Sucesso tão logo após a sua inauguração, a partir de 1970, com a conquista do tricampeonato mundial de futebol pela seleção brasileira, no México, o Chapéu de Palha passou a sofrer uma crise de identidade, pois as pessoas, principalmente as hordas de turistas brasileiros que chegavam a Manaus atraídas pela incipiente Zona Franca, o associavam ao imenso sombreiro usado pelos mexicanos, ou seja, da homenagem ao caboclo local, o Chapéu de Palha se tornou uma alusão ao símbolo maior dos mexicanos.

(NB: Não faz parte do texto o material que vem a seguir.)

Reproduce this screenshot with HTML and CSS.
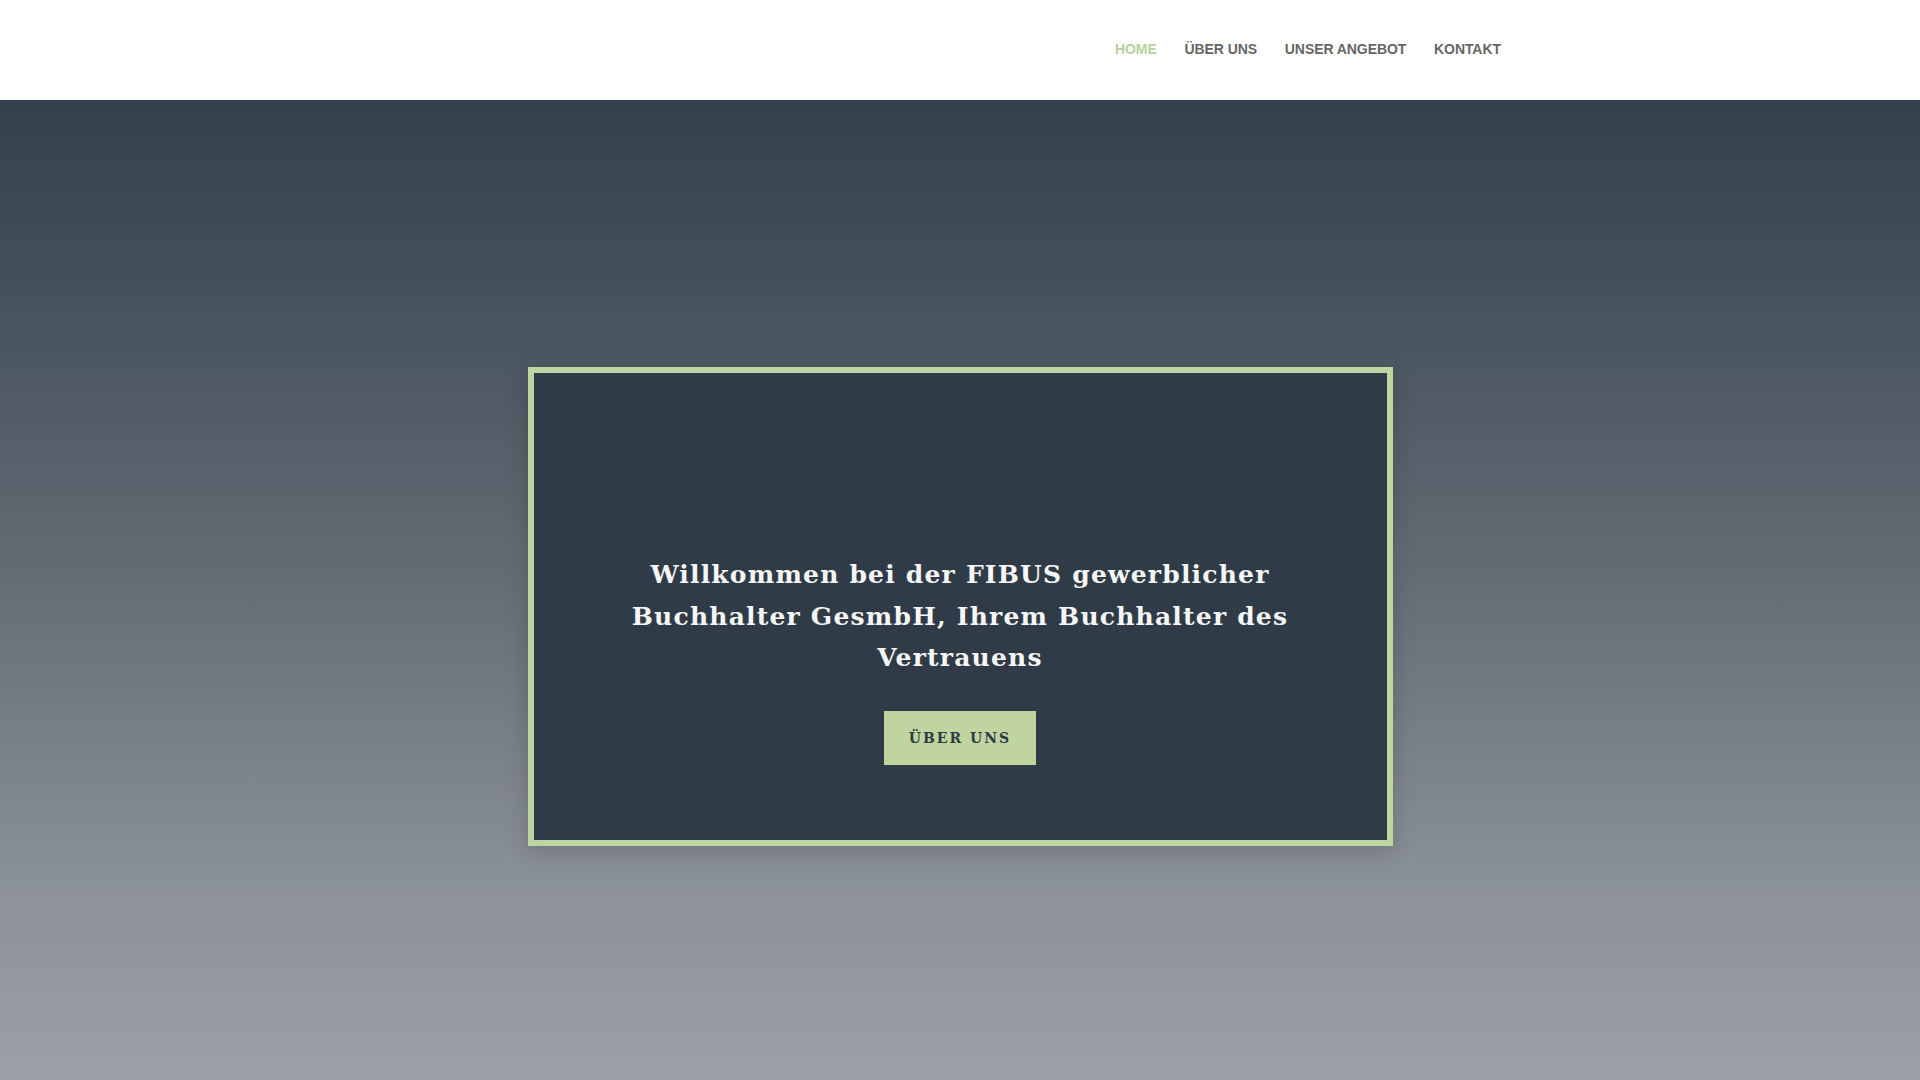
FILE: index.html
```html
<!DOCTYPE html>
<html lang="de">
<head>
<meta charset="utf-8">
<title>FIBUS gewerblicher Buchhalter GesmbH</title>
<link rel="stylesheet" href="styles.css">
</head>
<body>
<header class="site-header">
  <nav class="main-nav">
    <a class="nav-link active" href="#">HOME</a>
    <a class="nav-link" href="#">ÜBER UNS</a>
    <a class="nav-link" href="#">UNSER ANGEBOT</a>
    <a class="nav-link" href="#">KONTAKT</a>
  </nav>
</header>
<main class="hero">
  <section class="hero-box">
    <h1 class="hero-title">Willkommen bei der FIBUS gewerblicher Buchhalter GesmbH, Ihrem Buchhalter des Vertrauens</h1>
    <a class="hero-button" href="#">ÜBER UNS</a>
  </section>
</main>
</body>
</html>
```
FILE: styles.css
```css
* { box-sizing: border-box; }
html, body { margin: 0; padding: 0; }
body {
  width: 1920px;
  height: 1080px;
  overflow: hidden;
  font-family: "Liberation Sans", Arial, sans-serif;
  background: #fff;
}
.site-header {
  height: 100px;
  background: #fff;
  display: flex;
  align-items: center;
}
.main-nav {
  display: flex;
  gap: 27.75px;
  margin-left: 1115px;
  margin-top: -2px;
}
.nav-link {
  font-size: 14px;
  font-weight: bold;
  color: #666666;
  text-decoration: none;
  letter-spacing: -0.07px;
}
.nav-link.active { color: #b7d19d; }
.hero {
  height: 980px;
  background: linear-gradient(to bottom, #33414c 0%, #4a5660 25%, #6b737c 55%, #8b9198 80%, #9aa0a4 100%);
  display: flex;
  justify-content: center;
  align-items: flex-start;
  padding-top: 267px;
}
.hero-box {
  width: 865px;
  height: 479px;
  border: 6px solid #bcd5a1;
  background: #2f3c47;
  box-shadow: 0 6px 22px rgba(0, 0, 0, 0.16);
  display: flex;
  flex-direction: column;
  align-items: center;
  padding: 181px 60px 0;
}
.hero-title {
  margin: 0;
  font-family: "DejaVu Serif", "Liberation Serif", serif;
  font-weight: bold;
  font-size: 25px;
  line-height: 41.5px;
  letter-spacing: 1.2px;
  color: #f6f6f6;
  text-align: center;
  width: 700px;
}
.hero-button {
  margin-top: 32px;
  width: 152px;
  height: 54px;
  background: #bfd49e;
  color: #2e3b45;
  font-family: "DejaVu Serif", "Liberation Serif", serif;
  font-weight: bold;
  font-size: 14px;
  letter-spacing: 2px;
  text-decoration: none;
  display: flex;
  align-items: center;
  justify-content: center;
}
```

De acordo com o historiador Ed Lincon Barros, a única referência do restaurante manauara com aquela seleção brasileira, responsável pela conquista histórica do futebol canarinho, seria o fato de os campeões de 1970 terem feito refeições no Chapéu de Palha quando estiveram em Manaus, em abril daquele ano, e disputaram um amistoso com a Seleção do Amazonas. Ainda em 1969, os diretores, atores e críticos de cinema que participaram do I Festival Norte do Cinema Brasileiro, também se deliciaram com as iguarias amazônicas no restaurante.

Prêmio Nacional de Arquitetura

Severiano Porto havia vindo para Manaus, em 1965, a convite do governador Arthur César Ferreira Reis (1964/1967) para morar na cidade e trabalhar numa outra obra, bem mais ousada que o Chapéu de Palha: o projeto do então maior e mais bonito estádio de futebol do Norte: o Vivaldo Lima.

Apesar de mineiro, formado em 1955, na Universidade Federal do Rio de Janeiro, Severiano Porto procurou, tanto no Vivaldo Lima quanto no Chapéu de Palha, e diversas outras obras que projetou na cidade, posteriormente (sede da Suframa; campus da Ufam; agência da Caixa Econômica Federal, na rua José Clemente; Fórum Henoch Reis; Igreja de Cavaco, em Rio Preto da Eva), valorizar o material regional. No caso do Chapéu de Palha quem o convidou para projetar o restaurante foi o empresário José Braga. Na construção, o arquiteto usou e abusou das madeiras e palhas locais, além do tijolo aparente, fazendo com que a obra total tivesse um baixo custo, num terreno cercado por árvores, para valorizar o visual. 

Severiano Porto é considerado o mais criativo arquiteto que o Estado já conheceu

Com o projeto do Chapéu de Palha, o arquiteto ganhou o Prêmio Nacional de Arquitetura dado pelo Instituto de Arquitetura do Brasil, e escolhido por uma comissão que tinha Oscar Niemeyer entre os membros.

Amontoado de palha e madeira

Após conhecer o auge do sucesso sob a administração de José Braga, o Chapéu de Palha começou a enfrentar problemas financeiros, sendo vendido e tendo passado pelas mãos de outros proprietários. Até uma boate foi construída ao seu lado, desvirtuando a ideia original, mas parece não ter dado certo, tanto que o empreendimento chegou ao início da década de 1980 em total decadência.

Em 1982 o empresário Afrânio Pio de Souza se tornou proprietário do restaurante que continuou definhando, até ser vendido em setembro de 1986, com o anúncio de que seria derrubado para em seu lugar ser construído um apart-hotel de 18 andares. Diante das críticas contrárias ao triste fim do Chapéu de Palha, o empresário se defendeu, na época, dizendo que, “ele estava muito velho, o cupim tinha tomado quase toda a parte de trás e eu teria que gastar perto de 600 mil cruzados para reconstruí-lo”.

Em 2 de novembro de 1986, numa matéria de página inteira do JC, ao contrário da publicada 18 anos antes, em 24 de fevereiro de 1968, o teor era de lamentação com a manchete: ‘Destruído chapéu premiado’. Dizia a matéria: ‘Há dois meses, no entanto, o marco da arquitetura regional caiu e o motivo de tanta euforia regionalista é hoje um amontoado de palha e madeira que vai dar lugar a um Apart-Hotel de 18 andares’. Atualmente no lugar existe um posto de gasolina.